Of course, sweep accounts are supposed to be temporary holding places, not cash management accounts. You can't write checks or pay bills from a sweep account, for example. "It's a settlement account, for the liquid cash you have at your brokerage," says Greg McBride,'s chief financial analyst. 

If your brokerage firm offers a government money market fund as its default sweep account, you probably don't need to worry about your settlement account yield or make a change. But if your brokerage account cash isn't earning 4% or better, it may pay to consider alternatives. 

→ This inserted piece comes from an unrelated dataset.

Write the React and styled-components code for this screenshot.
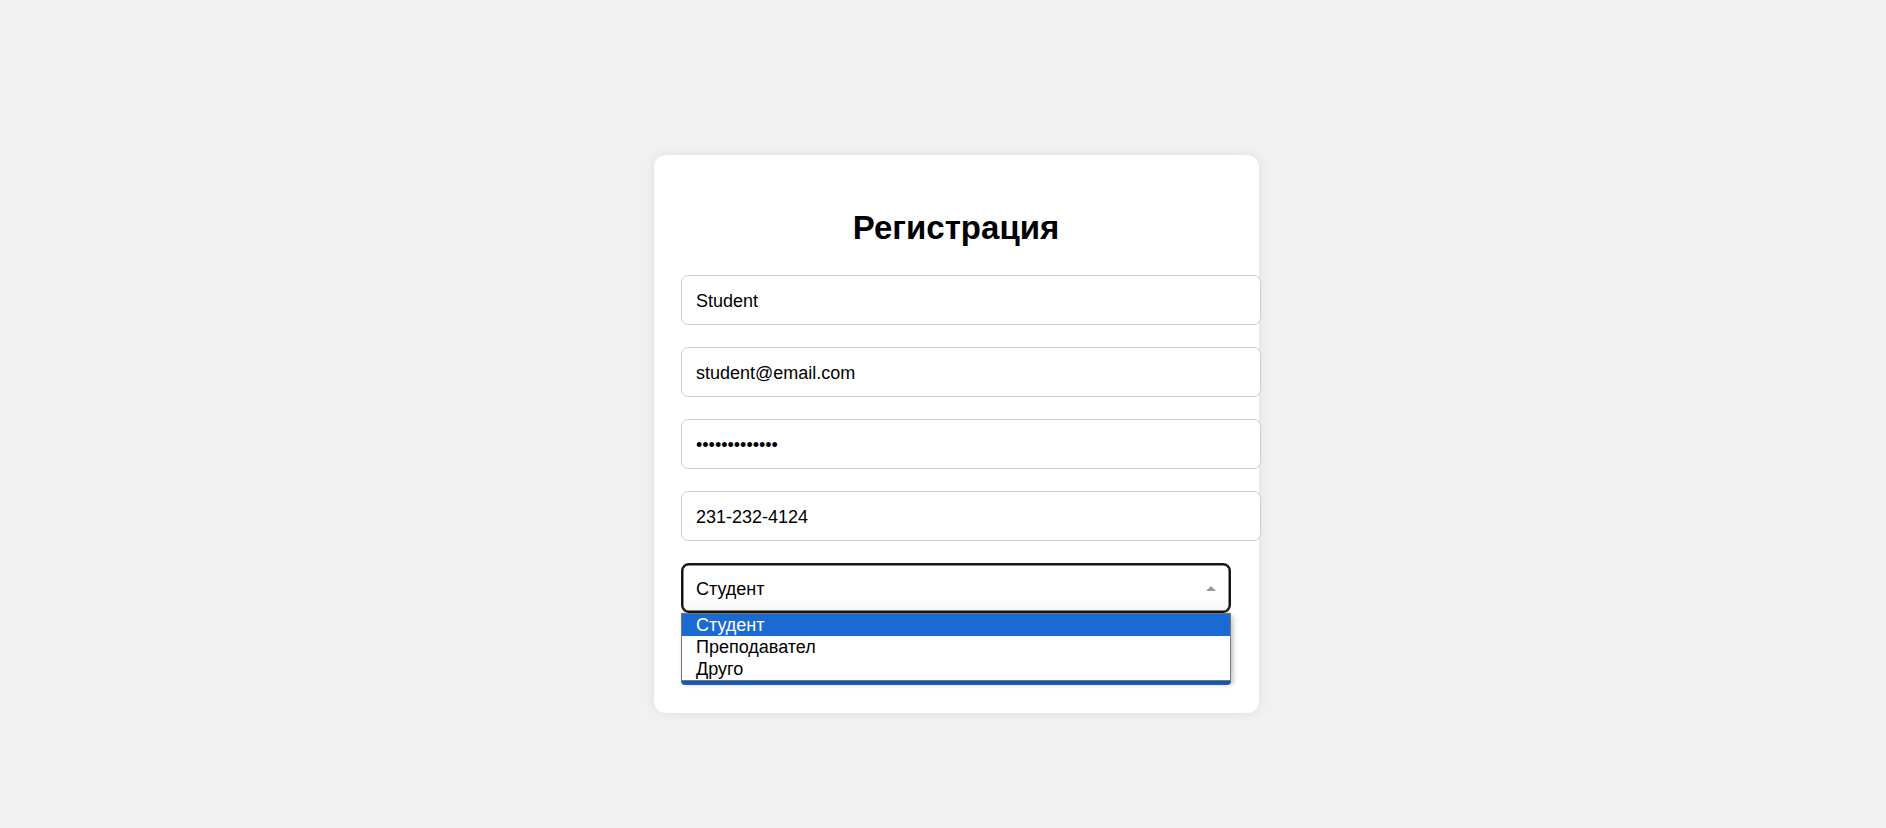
import React from 'react';
import styled, { createGlobalStyle } from 'styled-components';

const GlobalStyle = createGlobalStyle`
  html, body {
    margin: 0;
    padding: 0;
    background: #f1f1f1;
    font-family: 'Liberation Sans', Arial, sans-serif;
  }
`;

const Page = styled.div`
  min-height: 100vh;
  box-sizing: border-box;
  display: flex;
  justify-content: center;
  align-items: flex-start;
  padding: 155px 0 0 27px;
`;

const Card = styled.div`
  width: 605px;
  box-sizing: border-box;
  background: #ffffff;
  border-radius: 12px;
  padding: 28px 28px 28px 27px;
  box-shadow: 0 0 12px rgba(0, 0, 0, 0.08);
`;

const Title = styled.h1`
  margin: 26px 0 29px;
  font-size: 33px;
  line-height: 37px;
  font-weight: 700;
  text-align: center;
  color: #000;
`;

const Form = styled.form`
  display: flex;
  flex-direction: column;
  gap: 22px;
`;

const Input = styled.input`
  box-sizing: content-box;
  width: 100%;
  height: 20px;
  padding: 15px 14px 13px;
  margin: 0;
  border: 1px solid #cccccc;
  border-radius: 7px;
  background: #fff;
  font-family: 'Liberation Sans', Arial, sans-serif;
  font-size: 18px;
  color: #000;
  outline: none;
`;

const SelectWrap = styled.div`
  position: relative;
  width: 100%;
`;

const SelectBox = styled.div`
  box-sizing: border-box;
  width: 100%;
  height: 50px;
  display: flex;
  align-items: center;
  padding: 2px 14px 0 13px;
  border: 2px solid #141414;
  border-radius: 8px;
  box-shadow: inset 0 0 0 0.5px #141414;
  background: linear-gradient(#ffffff 70%, #f6f6f6);
  font-size: 18px;
  color: #000;
`;

const Arrow = styled.svg`
  position: absolute;
  right: 15px;
  top: 23px;
`;

const OptionList = styled.ul`
  position: absolute;
  z-index: 2;
  top: 100%;
  left: 0;
  width: 550px;
  box-sizing: border-box;
  margin: 0;
  padding: 0;
  list-style: none;
  background: #fff;
  border: 1px solid #767676;
  box-shadow: 2px 3px 5px rgba(0, 0, 0, 0.25);
`;

const Option = styled.li`
  height: 22px;
  line-height: 22px;
  padding-left: 14px;
  font-size: 18px;
  background: ${(p) => (p.$active ? '#1b69d3' : '#fff')};
  color: ${(p) => (p.$active ? '#fff' : '#000')};
`;

const SubmitButton = styled.button`
  box-sizing: border-box;
  width: 100%;
  height: 50px;
  border: none;
  border-radius: 4px;
  background: #1b69d3;
  color: #fff;
  font-family: 'Liberation Sans', Arial, sans-serif;
  font-size: 18px;
`;

const roles = ['Студент', 'Преподавател', 'Друго'];

const App = () => {
  return (
    <>
      <GlobalStyle />
      <Page>
        <Card>
          <Title>Регистрация</Title>
          <Form onSubmit={(e) => e.preventDefault()}>
            <Input type="text" defaultValue="Student" />
            <Input type="email" defaultValue="student@email.com" />
            <Input type="password" defaultValue="password12345" />
            <Input type="tel" defaultValue="231-232-4124" />

            <SelectWrap>
              <SelectBox>Студент</SelectBox>
              <Arrow width="10" height="5" viewBox="0 0 10 5">
                <path d="M0 5 L5 0 L10 5 Z" fill="#9a9a9a" />
              </Arrow>
              <OptionList>
                {roles.map((r, i) => (
                  <Option key={r} $active={i === 0}>
                    {r}
                  </Option>
                ))}
              </OptionList>
            </SelectWrap>

            <SubmitButton type="submit">Регистрирай се</SubmitButton>
          </Form>
        </Card>
      </Page>
    </>
  );
};

export default App;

Finding the right place for your idle cash isn't just about getting the best yield, however, says Peter Crane, president of money-fund-tracker Crane Data. Other factors matter too, such as how soon you plan to use your cash and how much of it you have. Keep these tips in mind before you move your money out of a sweep account. 

Know your options when it comes to sweep accounts 

Some firms let you choose a different default sweep account – a bank account, say, or a government-debt or muni-bond money market mutual fund. If your firm doesn't (and you don't like its default option), you'll have to move cash on your own to a competitive money market fund. 

Schwab guides investors who want to boost their cash yield to money market funds, including money funds that hold government debt or municipal bonds. The taxable money fund yields range from 5.06% to 5.25%, and they have no transaction fees or investment minimums. But you don't get instant access – the money will be available in your sweep account the next day if you sell shares in the money fund by 4 pm Eastern time.

Vanguard offers as a second option a bank sweep account called Vanguard Cash Deposit, which yields 3.7% as of August 31. But Jeffrey DeMaso, editor of The Independent Vanguard Adviser, a newsletter about Vanguard funds, favors the default government money fund over the cash deposit account, in part because the money fund offers a higher yield. 

Make sure your money is accessible 

Where you hold your money matters, depending on how you plan to use it. "Convenience is the most important factor," says Crane. Funds you want to put to work immediately in the event the stock market takes a dip are best held at the ready in your brokerage account, even if that's in a low-yielding sweep account. Otherwise, "you could miss a buying opportunity of a lifetime," says Crane. 

The caveat is how much money you're sitting on and how long you plan to hold it. If it's $100,000, $20,000 or even $10,000, a 5.0% yield over one year can be meaningful ($500 to $5,000). Unless you're planning to invest the whole pot in short order, it may be worthwhile to shift some of the cash to a higher-yielding money fund. 

Don't overthink money market funds  

The vast majority of money market funds invest in short-term government debt, says Crane, and "it really doesn't matter which one you pick." The two biggest are the Fidelity Government Money Market Fund (symbol SPAXX, expense ratio 0.42%, seven-day yield 5.0%) and the Vanguard Federal Money Market Fund (VMFXX, 0.11%, 5.3%). 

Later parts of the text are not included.